To assess specificity of the identified peaks, we compared the intensity of peaks with a GATA motif to those without. To this end, we used RSubread (Liao et al., 2019) (v2.0.1) with options [featureCounts(isPairedEnd = TRUE)] to calculate Reads per Million (RPM) in peaks with or without a motif individually. Subsequently, we plotted their density (Extended Data Fig. 5c). While peaks with a motif were clearly stronger for GATA6, and to a slightly lesser extent also for GATA3 and GATA4, no difference was observed for GATA2 (Extended Data Fig. 5c).

Furthermore, we identified enriched motifs within all peaks of each CUT&Tag data set. We performed motif enrichment using the non-redundant vertebrate JASPAR2020 CORE position frequency matrix (PFM) data set, as described previously101 with adaptations. To this end, all peaks that were identified in both replicates were centred and extended to a total of 500 bp. Afterwards, Rsubread102 (v2.0.1) with options [featureCounts(isPairedEnd = TRUE)] was used to quantify the number of reads mapping to each peak. The centred peaks were ranked depending on RPM and transformed into FASTA files using bedtools (v2.29.2)95 with options [getfasta]. These files were scanned for enriched PFMs using AME (v5.1.1)103 with options [–shuffle]. For GATA3, GATA4 and GATA6 all top-ranking motifs were members of the GATA family, while no GATA motifs were found for GATA2. These analyses suggest that GATA3, GATA4 and GATA6 can be profiled reliably by CUT&Tag, while the data for GATA2 should be interpreted with caution. The complete results of the motif enrichment analysis are shown in Supplementary Table 3.

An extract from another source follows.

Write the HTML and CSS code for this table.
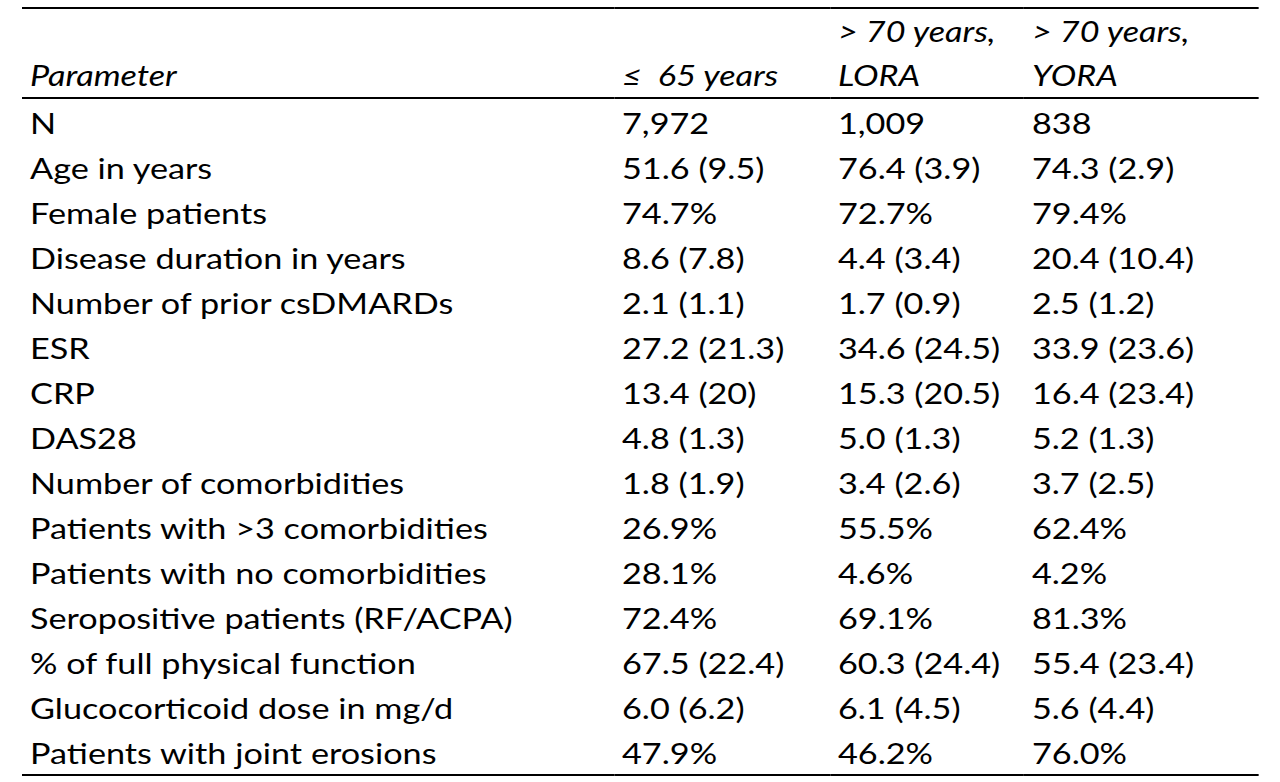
FILE: index.html
```html
<!DOCTYPE html>
<html lang="en">
<head>
<meta charset="utf-8">
<title>Patient characteristics</title>
<link rel="stylesheet" href="styles.css">
</head>
<body>
<table class="data-table">
  <colgroup>
    <col class="col-param">
    <col class="col-a">
    <col class="col-b">
    <col class="col-c">
  </colgroup>
  <thead>
    <tr>
      <th>Parameter</th>
      <th>&le;&nbsp; 65 years</th>
      <th>&gt; 70 years,<br>LORA</th>
      <th>&gt; 70 years,<br>YORA</th>
    </tr>
  </thead>
  <tbody>
    <tr><td>N</td><td>7,972</td><td>1,009</td><td>838</td></tr>
    <tr><td>Age in years</td><td>51.6 (9.5)</td><td>76.4 (3.9)</td><td>74.3 (2.9)</td></tr>
    <tr><td>Female patients</td><td>74.7%</td><td>72.7%</td><td>79.4%</td></tr>
    <tr><td>Disease duration in years</td><td>8.6 (7.8)</td><td>4.4 (3.4)</td><td>20.4 (10.4)</td></tr>
    <tr><td>Number of prior csDMARDs</td><td>2.1 (1.1)</td><td>1.7 (0.9)</td><td>2.5 (1.2)</td></tr>
    <tr><td>ESR</td><td>27.2 (21.3)</td><td>34.6 (24.5)</td><td>33.9 (23.6)</td></tr>
    <tr><td>CRP</td><td>13.4 (20)</td><td>15.3 (20.5)</td><td>16.4 (23.4)</td></tr>
    <tr><td>DAS28</td><td>4.8 (1.3)</td><td>5.0 (1.3)</td><td>5.2 (1.3)</td></tr>
    <tr><td>Number of comorbidities</td><td>1.8 (1.9)</td><td>3.4 (2.6)</td><td>3.7 (2.5)</td></tr>
    <tr><td>Patients with &gt;3 comorbidities</td><td>26.9%</td><td>55.5%</td><td>62.4%</td></tr>
    <tr><td>Patients with no comorbidities</td><td>28.1%</td><td>4.6%</td><td>4.2%</td></tr>
    <tr><td>Seropositive patients (RF/ACPA)</td><td>72.4%</td><td>69.1%</td><td>81.3%</td></tr>
    <tr><td>% of full physical function</td><td>67.5 (22.4)</td><td>60.3 (24.4)</td><td>55.4 (23.4)</td></tr>
    <tr><td>Glucocorticoid dose in mg/d</td><td>6.0 (6.2)</td><td>6.1 (4.5)</td><td>5.6 (4.4)</td></tr>
    <tr><td>Patients with joint erosions</td><td>47.9%</td><td>46.2%</td><td>76.0%</td></tr>
  </tbody>
</table>
</body>
</html>
```

FILE: styles.css
```css
html, body {
  margin: 0;
  padding: 0;
  background: #ffffff;
}

body {
  font-family: Lato, "Liberation Sans", sans-serif;
  color: #000000;
  font-size: 29px;
}

/* The source table is rendered slightly wide; scale horizontally to match. */
.data-table {
  margin: 7px 0 0 22px;
  width: 1047.5px;
  border-collapse: collapse;
  table-layout: fixed;
  border-top: 2px solid #000;
  border-bottom: 2px solid #000;
  transform: scaleX(1.18);
  transform-origin: 0 0;
}

.col-param { width: 501.7px; }
.col-a { width: 183px; }
.col-b { width: 164.4px; }
.col-c { width: 198.4px; }

.data-table th,
.data-table td {
  padding: 0 0 0 6.8px;
  text-align: left;
  white-space: nowrap;
}

.data-table th {
  font-weight: normal;
  font-style: italic;
  vertical-align: bottom;
  line-height: 44px;
  height: 88px;
  border-bottom: 2px solid #000;
}

.data-table td {
  height: 42px;
  padding-top: 3px;
  line-height: 42px;
  vertical-align: middle;
}
```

Gene quantification of RNA-seq data

RNA-seq data during the differentiation of female TX1072 mESCs (XX) was acquired from GSE15100930. (Single-cell)-RNA-seq data during mouse embryonic development42,43 was similarly acquired from GEO (GSE45719, GSE76505). The single-cell data was merged as a pseudo-bulk prior to alignment. Gene expression was quantified using the GENCODE M25 annotation104. Rsubread102 (v2.0.1) was used with the options [featureCounts(isPairedEnd = TRUE, GTF.featureType = ‘exon’, strandSpecific = 2)]. Transcripts per million reads (TPM) values for the XX and XO time courses can be found in Supplementary Table 3.

Single-cell RNA-seq analysis

For reanalysis of previously published scRNA-seq data from mouse embryos, the normalized data from study of preimplantation embryos up to E3.542 was downloaded from GEO (GSE45719) and data from E4.5–E6.5 embryos57 was downloaded from https://github.com/rargelaguet/scnmt_gastrulation together with the cell type annotation and visualized in R.

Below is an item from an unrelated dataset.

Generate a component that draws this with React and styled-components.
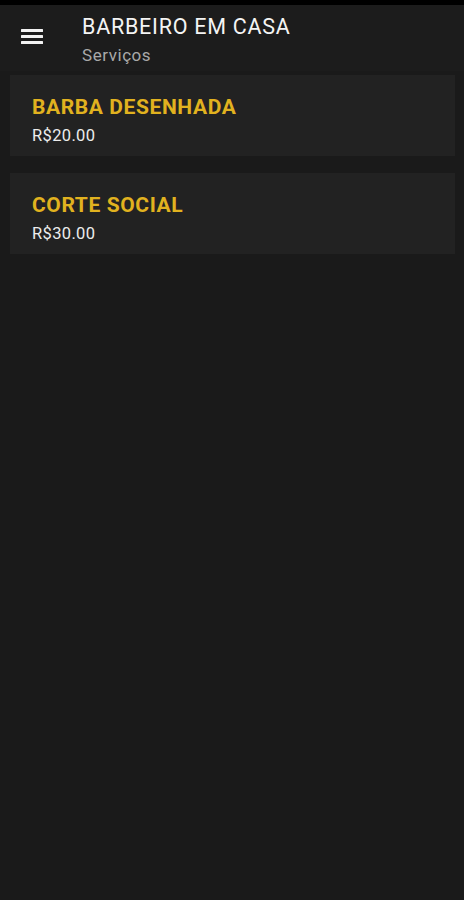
import React from "react";
import styled, { createGlobalStyle } from "styled-components";

const Global = createGlobalStyle`
  html, body { margin: 0; padding: 0; background: #1a1a1a; }
  body { font-family: Roboto, "Noto Sans", sans-serif; }
  * { box-sizing: border-box; }
`;

const Screen = styled.div`
  width: 464px;
  min-height: 900px;
  background: #1a1a1a;
  display: flex;
  flex-direction: column;
`;

const StatusStrip = styled.div`
  height: 5px;
  background: #000;
`;

const Header = styled.header`
  height: 66px;
  background: #1c1c1c;
  display: flex;
  align-items: flex-start;
  padding: 0 0 0 21px;
`;

const MenuButton = styled.button`
  width: 22px;
  height: 15px;
  margin-top: 24px;
  padding: 0;
  border: 0;
  background: none;
  display: flex;
  flex-direction: column;
  justify-content: space-between;
  cursor: pointer;
`;

const MenuBar = styled.span`
  display: block;
  height: 3px;
  width: 22px;
  background: #f2f2f2;
  border-radius: 0.5px;
`;

const Titles = styled.div`
  margin-left: 39px;
  padding-top: 10px;
  display: flex;
  flex-direction: column;
`;

const Title = styled.h1`
  margin: 0;
  font-size: 21.5px;
  line-height: 24px;
  font-weight: 400;
  letter-spacing: 0.75px;
  color: #f4f4f4;
`;

const Subtitle = styled.div`
  margin-top: 6px;
  font-size: 17px;
  line-height: 20px;
  letter-spacing: 0.55px;
  color: #a9a9a9;
`;

const List = styled.main`
  display: flex;
  flex-direction: column;
  gap: 17px;
  padding: 4px 9px 0 10px;
`;

const Card = styled.div`
  background: #222222;
  padding: 20px 22px 10px;
  display: flex;
  flex-direction: column;
  gap: 7px;
`;

const ServiceName = styled.div`
  font-size: 21px;
  line-height: 24px;
  font-weight: 700;
  letter-spacing: 0.6px;
  color: #e1b21f;
`;

const Price = styled.div`
  font-size: 16.5px;
  line-height: 20px;
  letter-spacing: 0.35px;
  color: #ececec;
`;

const services = [
  { name: "BARBA DESENHADA", price: "R$20.00" },
  { name: "CORTE SOCIAL", price: "R$30.00" },
];

export default function App() {
  return (
    <>
      <Global />
      <Screen>
        <StatusStrip />
        <Header>
          <MenuButton aria-label="menu">
            <MenuBar />
            <MenuBar />
            <MenuBar />
          </MenuButton>
          <Titles>
            <Title>BARBEIRO EM CASA</Title>
            <Subtitle>Serviços</Subtitle>
          </Titles>
        </Header>
        <List>
          {services.map((s) => (
            <Card key={s.name}>
              <ServiceName>{s.name}</ServiceName>
              <Price>{s.price}</Price>
            </Card>
          ))}
        </List>
      </Screen>
    </>
  );
}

Statistics and reproducibility

No statistical method was used to predetermine sample size. No data were excluded from the analyses. The experiments were not randomized. The investigators were not blinded to allocation during experiments and outcome assessment. Statistical analyses were conducted in R (v4.2.2), if not stated otherwise.

Reporting summary

Further information on research design is available in the Nature Portfolio Reporting Summary linked to this article.